The W.E.B. Du Bois Institute for Afro-American Research was founded at Harvard in 1975. In 2013, Hutchins gave $15 million to the institute, which was promptly renamed the Hutchins Center for African & African American Research in his honor.
In 2016 Hutchins poured another $10 million into the Center to fund it in “perpetuity.”
At a Brookings Institute event in 2016, Hutchins Center Director Henry Louis Gates Jr. said of Hutchins:
“For those you who don’t know, Glenn and I are very close. You know, we fight like brothers. Glenn’s certainly one of my closest friends. But Glenn Hutchins has the distinction of being a person who’s donated more to African and African-American studies than anybody in the history of African and African-American studies, and that is the truth.”
Radical professor Cornel West saluted Gates at a 2018 Hutchins Center Honors award ceremony, saying, “Brother Skip Gates, he’s been at it now for 40 years… fundamentally invested in the quest for truth to fight the vicious legacy of white supremacy with a smile.”
West then said of Hutchins, “And then we got Brother Glenn, we got our Vanilla Brother who puts his money where his mouth is.”
Former NFL quarterback and black radical Colin Kaepernick was honored at the event. West introduced Kaepernick like he was a rock star, screaming out that he was “the love warrior of his generation in sports.”
Hutchins personally placed the W.E.B. Du Bois Medal around Kaepernick’s neck.
In 2014, Hutchins personally awarded the same Du Bois Medal to notorious film producer Harvey Weinstein. After facing heavy criticism following Weinstein’s public unmasking as a sexual predator, something that had been widely known throughout Hollywood for decades, the Center rescinded the award in 2017.
The Center has also expressed its admiration for the murderous Black Panther movement of the 1970s. As part of its response to the George Floyd killing, Hutchins Center recently re-posted a 2017 speech from Black Panthers’ co-founder Bobby Seale onto its YouTube page. The Center billed Seale’s appearance at the time by declaring that “[h]is activism and trials brought America and the world face to face with the Panthers’ radical articulation of civil rights and human rights for African Americans.”

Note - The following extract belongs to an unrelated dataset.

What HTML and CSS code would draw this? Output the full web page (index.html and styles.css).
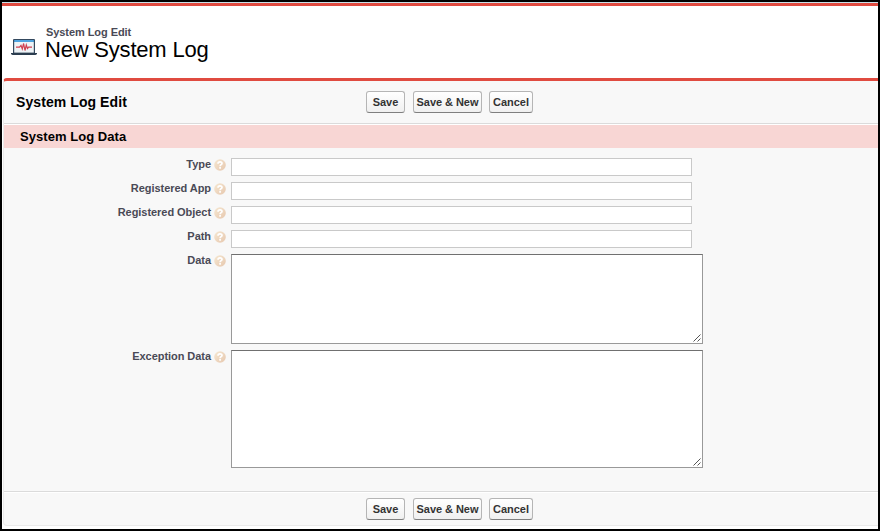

Abby Wolf is Executive Director of the Hutchins Center. Abby Wolf is a lunatic. In a bizarre January 2016 article for The Root about little white kids not being happy about getting black dolls as Christmas presents, she claimed this is the beginning of a cycle of racial bias that ends with black youths being killed by police:
In both the stomach-churning video of the girls and the heart-rending death of Tamir Rice, blackness is seen as remote from childhood because childhood is presumptuously defined as white: The mean, goading laughter teaches the girls that white children don’t want black baby dolls, and white juridical America, building on the endless loop of that education, doesn’t believe that black children are even children at all.
The Center’s 2018 Annual Report opens with a “Letter From the Director” Gates that basically says President Trump is bringing hidden systemic racial oppression out into the open in America today:
The year that has passed has disrupted much of what we’ve taken as fundamental truths about this nation and the world. The voting rights, civil rights, women’s rights, human rights, and global connections for which our forerunners fought so hard seem threatened by the sharp directional change not only of our federal government but also of our national discourse. We are seeing what many of us thought were hatreds of the past — hatreds that could no longer be spoken, at least, in polite company — come once again into the light, and in full flower. At the Hutchins Center, we are sobered but not necessarily startled by this upheaval: after all, the scholars and artists who have a place here are in the business of excavating and illuminating histories and cultures, making plain what has been hidden, and decoding what has been encrypted.
This attitude is no surprise given that the Center hosted a 2018 panel discussion blatantly titled “Race and Racism in the Age of Trump.”
Race-baiting New York Times columnist Charles M. Blow was a member of that panel discussion. This inflammatory June 3 tweet by him shortly after the death of George Floyd was retweeted on the official Hutchins Center account:
The police are just the tip of this spear. They are being used too. The whole of American society, on every level (!), is disproportionately violent to black people, and has ever been. Police are a face of this violence, but it also has a body — muscular, menacing and dangerous.
— Charles M. Blow (@CharlesMBlow) June 3, 2020
The Center also hosted Nikole Hannah-Jones, the leading figure behind The New York Times’ racially inflammatory 1619 Project. “When you’re a black woman you are at the intersection of two hatreds in this country, race and gender,” Hannah-Jones told Gates at the December 2019 “conversation,” doubling down on her sense of personal grievance.
The American traitors who occupy the ranks of our super-wealthy global elite have openly stated that they feel no kinship whatsoever for the citizens of what they see as a passé notion of a sovereign nation state. At the same time they are lavishly funding radicals who want to tear down the traditional cultural norms of this nation. What more explanation do you need for the rise of the so-called Woke Capitalist?